The research projects I work on generally aim at building useful artefacts for the community such as lightweight but powerful models, high-quality datasets or open recipes. You can find a more exhaustive list on the Hugging Face Science page.
BigCode: We started working on code LLMs while finishing the NLP with Transformers book which resulted in CodeParrot, a GPT-2 like model trained on GitHub code. When CoPilot was released we decided to scale the project up in a community effort called BigCode to build fully open LLMs for code. With 1000+ community members we built the The Stack v1 and The Stack v2, both TB scale code datasets for pretraining, and trained the fully open models StarCoder and StarCoder2.
SmolLM: The SmolLM model family is a set of models with maximal performance at small size that can run locally or on-device.
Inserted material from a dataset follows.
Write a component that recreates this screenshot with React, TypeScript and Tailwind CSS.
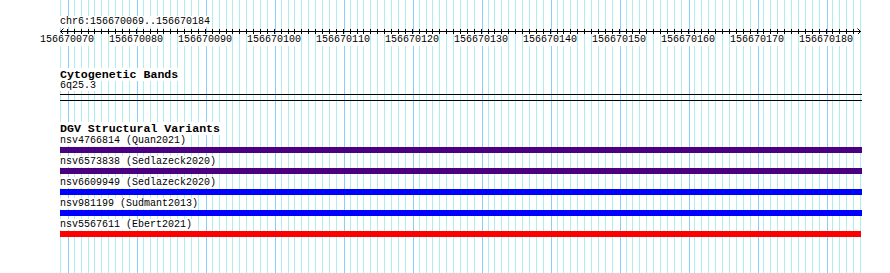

We released three generations so far (1, 2, and 3) along with the full training pipeline. The models were also adapted to images and videos with SmolVLM and SmolVLM2 and SmolVLA for robotics. In collaboration with IBM we build SmolDocling specifically for OCR tasks.
TRL: The Transformer Reinforcement Learning (TRL) library originally started as a reproduction project in 2020 to get myself into NLP and has since become a popular fine-tuning library for transformer models with 15k GitHub stars and over 1M monthly pip installs. It serves as the foundation for many projects like our Zephyr model and the Open-R1 project replciating the DeepSeek-R1 pipeline.
FineDatasets: Large and high-quality datasets are the foundation of the success of LLMs however they are rarely released these days. Similar to The Stack datasets we worked on FineWeb, FineWeb-Edu, FineWeb2, FineVideo and others to enable more people to train great models.
Agents: There is a lot of interest (and hype) around agents but there are not proportionally mayny quality resources out there, yet. We experiment on what useful agents could do and built for example Jupyter Agents and Computer Use Agents as first projects.